I am convinced that we know relatively little about life underwater life because we are downright scared of it. Could it be that we more or less ignore the over seventy percent of life forms on earth because they remind us of the parts within ourselves that have sunken below the water surface? The parts that we rather forget? The life that’s lurking in the deep, dark corals of our own mind? I think so.
Water, seas and oceans have always fascinated and scared human beings. In virtually every cultural imagination, water has been associated with the unconscious, the unknown, the dangerous, unpredictable, female element. Its soft, flowing nature can quickly change into a something that swipes you away; a force that makes you sink and drown. Seas and oceans, the culmination of water, represent a large, existential fear: a fear of the unknown and obscure. I seriously suspect that our ignorance towards the underwater world, its inhabitants and its importance is actually a fear towards ourselves. Towards the sunken, unfamiliar parts of ourselves. An angst for the monsters that are looming in the deep sea of our own minds and hearts.

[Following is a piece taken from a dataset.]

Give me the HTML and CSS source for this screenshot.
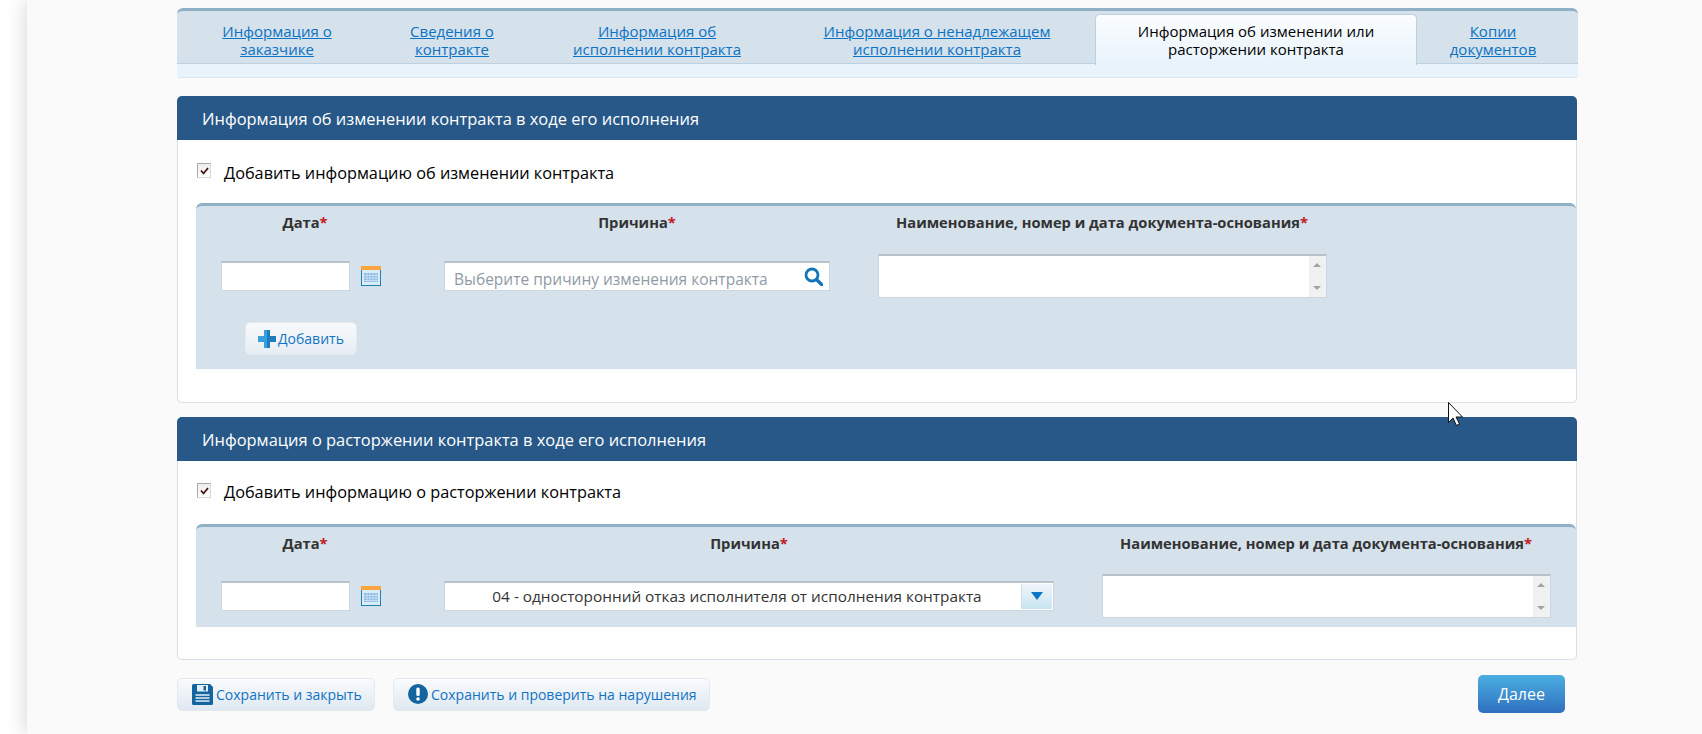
FILE: index.html
```html
<!DOCTYPE html>
<html lang="ru">
<head>
<meta charset="utf-8">
<title>Информация об изменении или расторжении контракта</title>
<link rel="stylesheet" href="styles.css">
</head>
<body>
<main class="page">
  <nav class="tabs">
    <div class="tab-row">
      <div class="tab"><a href="#">Информация о<br>заказчике</a></div>
      <div class="tab"><a href="#">Сведения о<br>контракте</a></div>
      <div class="tab"><a href="#">Информация об<br>исполнении контракта</a></div>
      <div class="tab"><a href="#">Информация о ненадлежащем<br>исполнении контракта</a></div>
      <div class="tab tab-active">Информация об изменении или<br>расторжении контракта</div>
      <div class="tab"><a href="#">Копии<br>документов</a></div>
    </div>
    <div class="tab-strip"></div>
  </nav>

  <section class="panel panel-change">
    <h2 class="panel-title">Информация об изменении контракта в ходе его исполнения</h2>
    <div class="check-row">
      <span class="check"><svg viewBox="0 0 9 8" width="9" height="8"><path d="M1 3.500 3.500 6.500 8 1" fill="none" stroke="#3a1010" stroke-width="1.700"/></svg></span>
      <span class="check-label">Добавить информацию об изменении контракта</span>
    </div>
    <div class="form-box">
      <div class="form-grid grid-change">
        <div class="head">Дата<span class="req">*</span></div>
        <div class="head">Причина<span class="req">*</span></div>
        <div class="head">Наименование, номер и дата документа-основания<span class="req">*</span></div>
        <div></div>
        <div class="cell-date">
          <input class="field date-input" type="text">
          <svg class="cal" viewBox="0 0 20 20" width="20" height="20"><rect width="20" height="20" fill="#1f7fb5"/><rect width="20" height="4" fill="#f7a53c"/><rect x="1" y="4" width="18" height="15" fill="#d9edf8"/><rect x="3" y="7" width="14" height="9" fill="#8db9e6"/><path d="M3 9.500h14M3 12h14M3 14.500h14M6 7v9M9 7v9M12 7v9M15 7v9" stroke="#cfe3f5" stroke-width=".8"/></svg>
        </div>
        <div class="cell-center">
          <div class="field search-field">
            <input class="search-input" type="text" placeholder="Выберите причину изменения контракта">
            <svg class="search-icon" viewBox="0 0 19 19" width="19" height="19"><circle cx="8" cy="8" r="6" fill="none" stroke="#0f74b9" stroke-width="2.800"/><path d="M12.500 12.500 17.500 17.500" stroke="#0f74b9" stroke-width="3.200" stroke-linecap="round"/></svg>
          </div>
        </div>
        <div class="cell-center">
          <div class="field area">
            <div class="scroll"><span class="up"></span><span class="down"></span></div>
          </div>
        </div>
        <div></div>
      </div>
      <div class="add-row">
        <button class="btn add-btn" type="button">
          <svg viewBox="1.500 1.500 15 15" width="18" height="18"><path d="M6.500 1.500h5v5h5v5h-5v5h-5v-5h-5v-5h5z" fill="#35a0dc"/><path d="M9 1.500h2.500v5h5v5h-5v5H9z" fill="#1f7cbd"/></svg>
          Добавить
        </button>
      </div>
    </div>
  </section>

  <section class="panel panel-stop">
    <h2 class="panel-title">Информация о расторжении контракта в ходе его исполнения</h2>
    <div class="check-row check-row-tight">
      <span class="check"><svg viewBox="0 0 9 8" width="9" height="8"><path d="M1 3.500 3.500 6.500 8 1" fill="none" stroke="#3a1010" stroke-width="1.700"/></svg></span>
      <span class="check-label">Добавить информацию о расторжении контракта</span>
    </div>
    <div class="form-box">
      <div class="form-grid grid-stop">
        <div class="head">Дата<span class="req">*</span></div>
        <div class="head">Причина<span class="req">*</span></div>
        <div class="head">Наименование, номер и дата документа-основания<span class="req">*</span></div>
        <div></div>
        <div class="cell-date">
          <input class="field date-input" type="text">
          <svg class="cal" viewBox="0 0 20 20" width="20" height="20"><rect width="20" height="20" fill="#1f7fb5"/><rect width="20" height="4" fill="#f7a53c"/><rect x="1" y="4" width="18" height="15" fill="#d9edf8"/><rect x="3" y="7" width="14" height="9" fill="#8db9e6"/><path d="M3 9.500h14M3 12h14M3 14.500h14M6 7v9M9 7v9M12 7v9M15 7v9" stroke="#cfe3f5" stroke-width=".8"/></svg>
        </div>
        <div class="cell-center">
          <div class="field select">
            <span class="select-text">04 - односторонний отказ исполнителя от исполнения контракта</span>
            <span class="select-btn"><svg viewBox="0 0 12 8" width="12" height="8"><path d="M0 0h12L6 8z" fill="#0b76c5"/></svg></span>
          </div>
        </div>
        <div class="cell-center">
          <div class="field area">
            <div class="scroll"><span class="up"></span><span class="down"></span></div>
          </div>
        </div>
        <div></div>
      </div>
    </div>
  </section>

  <footer class="actions">
    <button class="btn action-btn save-btn" type="button">
      <svg viewBox="0 0 21 21" width="21" height="21"><path d="M1.500 0H18l3 3v16.500a1.500 1.500 0 0 1-1.500 1.500h-18A1.500 1.500 0 0 1 0 19.500v-18A1.500 1.500 0 0 1 1.500 0z" fill="#14659f"/><rect x="5" y="1" width="11" height="6.500" fill="#e4eef6"/><rect x="11.500" y="2" width="2.500" height="4.500" fill="#14659f"/><path d="M3.500 11h14M3.500 14h14M3.500 17h14" stroke="#e4eef6" stroke-width="1.500"/></svg>
      Сохранить и закрыть
    </button>
    <button class="btn action-btn check-btn" type="button">
      <svg viewBox="0 0 20 20" width="20" height="20"><circle cx="10" cy="10" r="10" fill="#14659f"/><rect x="8.300" y="3.500" width="3.400" height="8.500" rx="1.500" fill="#fff"/><circle cx="10" cy="15" r="1.800" fill="#fff"/></svg>
      Сохранить и проверить на нарушения
    </button>
    <button class="next-btn" type="button">Далее</button>
  </footer>
</main>
<svg class="cursor" viewBox="0 0 16 24" width="16" height="24"><path d="M.5.500v20l4.500-4.500 3.500 7.500 3-1.500L8 15h6.500z" fill="#fff" stroke="#111" stroke-width="1"/></svg>
</body>
</html>
```
FILE: styles.css
```css
* { box-sizing: border-box; }
html, body { margin: 0; height: 100%; overflow: hidden; background: #fff; }
body { font-family: "Open Sans", "Liberation Sans", Arial, sans-serif; font-size: 15px; color: #000; position: relative; }

.page {
  margin-left: 27px;
  min-height: 734px;
  padding: 8px 124px 0 150px;
  background: #fafafa;
  box-shadow: 0 0 20px rgba(0, 0, 0, .18);
}

/* Tabs */
.tabs { height: 70px; }
.tab-row {
  height: 56px;
  padding-left: 6px;
  display: grid;
  grid-template-columns: 188px 162px 248px 312px 324px 152px;
  background: #d5e1eb;
  border-top: 3px solid #8fb0c5;
  border-bottom: 1px solid #bdd0df;
  border-radius: 6px 6px 0 0;
}
.tab { padding-top: 11px; text-align: center; line-height: 18px; font-size: 15px; }
.tab a { color: #0b72c4; }
.tab-active {
  margin: 3px 0 -1px 2px;
  padding-top: 7px;
  height: 51px;
  background: linear-gradient(#fbfdff, #e8f3fb);
  border: 1px solid #bdd0df;
  border-bottom: 0;
  border-radius: 5px 5px 0 0;
}
.tab-strip {
  height: 14px;
  background: #e8f3fb;
  border-bottom: 1px solid #dde6ec;
  border-radius: 0 0 3px 3px;
}

/* Panels */
.panel {
  margin-right: 1px;
  background: #fff;
  border: 1px solid #d5e0e9;
  border-top: 0;
  border-radius: 5px;
}
.panel-change { margin-top: 18px; height: 307px; }
.panel-stop { margin-top: 14px; height: 243px; }
.panel-title {
  margin: 0 -1px;
  height: 44px;
  padding-left: 25px;
  background: #285888;
  color: #fff;
  font-size: 16.45px;
  font-weight: 400;
  line-height: 45px;
  border-radius: 5px 5px 0 0;
}
.check-row { height: 63px; padding: 24px 0 0 19px; display: flex; gap: 13px; }
.check-row-tight { padding-top: 22px; }
.check {
  width: 14px;
  height: 15px;
  margin-top: -1px;
  display: flex;
  align-items: center;
  justify-content: center;
  background: linear-gradient(#eee, #fff);
  border: 1px solid #aaa9a9;
  border-right-color: #d8d8d8;
  border-bottom-color: #d8d8d8;
}
.check-row-tight .check { margin-top: 0; }
.check-label { font-size: 16.3px; line-height: 18px; color: #000; }

.form-box {
  margin-left: 18px;
  background: #d5e1eb;
  border-top: 3px solid #8fb0c5;
  border-radius: 6px 6px 0 0;
}
.form-grid { display: grid; }
.grid-change { grid-template-columns: 218px 446px 484px 1fr; grid-template-rows: 37px 66px; }
.grid-stop { grid-template-columns: 218px 670px 484px 1fr; grid-template-rows: 37px 63px; }
.head {
  padding-top: 7px;
  text-align: center;
  font-size: 14.7px;
  font-weight: 700;
  line-height: 18px;
  color: #333;
}
.req { color: #c4161c; }
.cell-date { display: flex; align-items: center; padding-left: 25px; gap: 11px; }
.cell-center { display: flex; align-items: center; justify-content: center; }

.field {
  background: #fff;
  border: 1px solid #ccd6de;
  border-top: 2px solid #b8c1c8;
}
.date-input { width: 129px; height: 30px; padding: 0 6px; font: inherit; outline: 0; }
.cal { flex: none; }

.search-field { width: 386px; height: 30px; display: flex; align-items: center; }
.search-input {
  flex: 1;
  min-width: 0;
  height: 100%;
  padding: 4px 0 0 9px;
  border: 0;
  outline: 0;
  background: transparent;
  font: inherit;
  font-size: 15.5px;
}
.search-input::placeholder { color: #8f9ba5; opacity: 1; }
.search-icon { flex: none; margin: 0 6px 0 0; }

.area { width: 449px; height: 44px; display: flex; justify-content: flex-end; }
.scroll {
  width: 17px;
  display: flex;
  flex-direction: column;
  justify-content: space-between;
  align-items: center;
  padding: 7px 0;
  background: #f1f1f1;
}
.up, .down { width: 0; height: 0; border-left: 4px solid transparent; border-right: 4px solid transparent; }
.up { border-bottom: 4px solid #a3a3a3; }
.down { border-top: 4px solid #a3a3a3; }

.select { width: 610px; height: 30px; display: flex; align-items: stretch; }
.select-text { flex: 1; padding-left: 8px; text-align: center; font-size: 15.35px; line-height: 26px; color: #333; }
.select-btn {
  width: 31px;
  margin: 1px 1px 1px 0;
  display: flex;
  align-items: center;
  justify-content: center;
  background: linear-gradient(#f1f6f9, #c7e4f1);
  border-left: 1px solid #d6dde2;
}

.btn {
  display: inline-flex;
  align-items: center;
  font-family: inherit;
  color: #1173c4;
  border: 1px solid #e3e9ef;
  border-radius: 5px;
  background: linear-gradient(#f9fbfd, #dfe8f1);
  padding: 0;
}
.add-row { padding: 13px 0 14px 49px; }
.add-btn { width: 112px; height: 33px; padding-left: 12px; font-size: 14px; gap: 2px; background: linear-gradient(#f8fafc, #e6edf3); }

.actions { margin-top: 15px; height: 38px; display: flex; align-items: center; }
.action-btn { height: 33px; font-size: 14px; gap: 3px; }
.save-btn { width: 198px; padding-left: 14px; }
.check-btn { width: 317px; margin-left: 18px; padding-left: 14px; }
.next-btn {
  width: 87px;
  height: 38px;
  margin: 0 13px 0 auto;
  border: 0;
  border-radius: 5px;
  background: linear-gradient(#4bafe0, #2f6fc0);
  color: #fff;
  font-family: inherit;
  font-size: 16px;
}

.cursor { position: absolute; left: 1448px; top: 402px; }
```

The only way to misbehave against something is to create a certain imaginary distance towards it. That’s exactly what we did with underwater life. We’ve somehow excluded fish from the animal realm. But do you still eat fish?, that popular question asked of vegetarians reveals the non-animal status we have attached to fish. Our huge fishing nets leave a trail of underwater devastation, but who cares? As a species we seem experts in denying what is invisible, what’s below the surface. But everyone knows that what is below the surface has to eventually, inevitable, surface.
The destruction that is currently taking place underneath the surfaces of our oceans is a clear sign of humanity’s disconnection from our own subconsciousness. It’s a sign that we are cut off from the intuitive undercurrent that connects us with all Life. This disconnection has got us massively plundering life below the surface, in the hopes of finding something there which will make us happy and fulfilled. But it doesn’t work that way. Happiness doesn’t work from the outside in. It doesn’t work if it makes us crawl over the backs of countless fellow beings to get it. It works from the inside out.
The degree in which we are willing to touch the unknown, unfamiliar, scary places in ourselves is the degree in which we can care for the world around us. The degree in which we can love it. Care for it. Start to take care of your own deep sea monsters first. Get to know them. Find out where they hide. Descend into the forgotten parts of yourself. Be curious and kind to what you encounter. Only then can we create a sustainable relationship with the life inside and outside of our worlds.